What does instantiating existential variables with out of scope variable imply?

Question

I have following unfinished proof of a lemma:

Goal forall (P : Type -> Prop) (Q : Prop),
  ((forall x, (P x)) -> Q) -> (exists x, P x -> Q).
Proof.
  intros. 
  eapply ex_intro. intros. apply H. intros. eapply H0.

The problem is the last eapply failed, with the message

Error:
In environment
P : Type -> Prop
Q : Prop
H : (forall x : Type, P x) -> Q
H0 : P ?x
x : Type
Unable to unify "?x" with "x" (cannot instantiate "?x" because "x" is not in
its scope: available 
arguments are "P" "Q" "H").

The proof steps themselves look very phishy already.
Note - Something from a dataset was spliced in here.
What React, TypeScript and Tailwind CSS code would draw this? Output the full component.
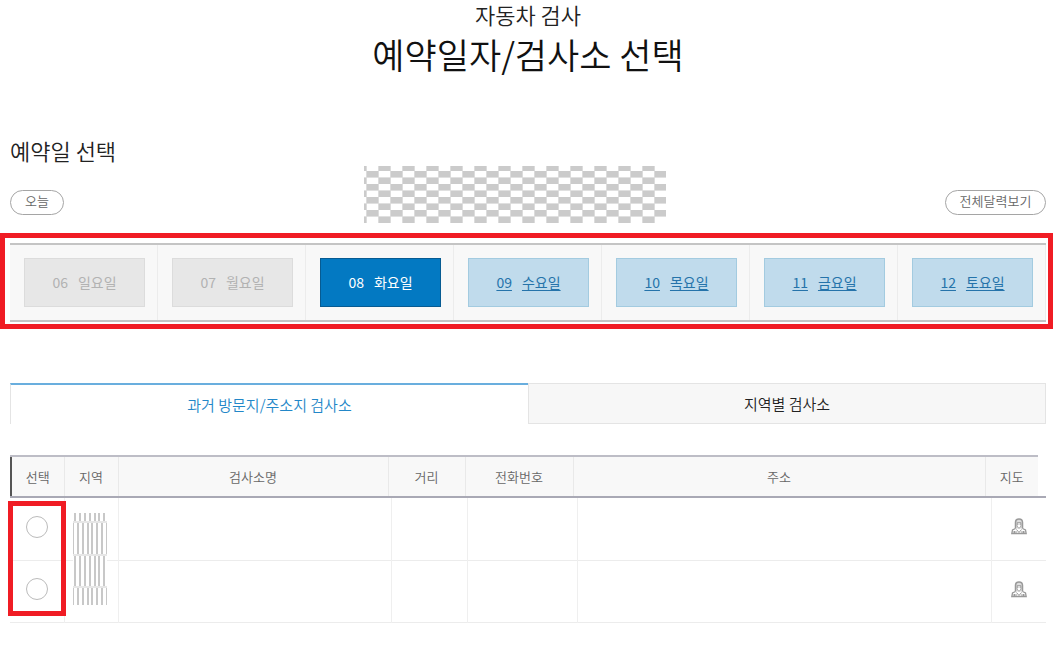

The proof constructs an existential variables to sit in place of $x$ in the second half, and then tries to instantiate it using the $x$ obtained as premise after applying the hypothesis (forall x, (P x)) -> Q. The proof steps look cyclic proof to me.

What in general does this message imply? What types of logical mistake does this message indicate here?

---

There is a recent github issue from Coq actually indicates that instantiating evars outside of scope CAN prove falsehood, except that it's blocked by QED.

https://github.com/coq/coq/issues/8215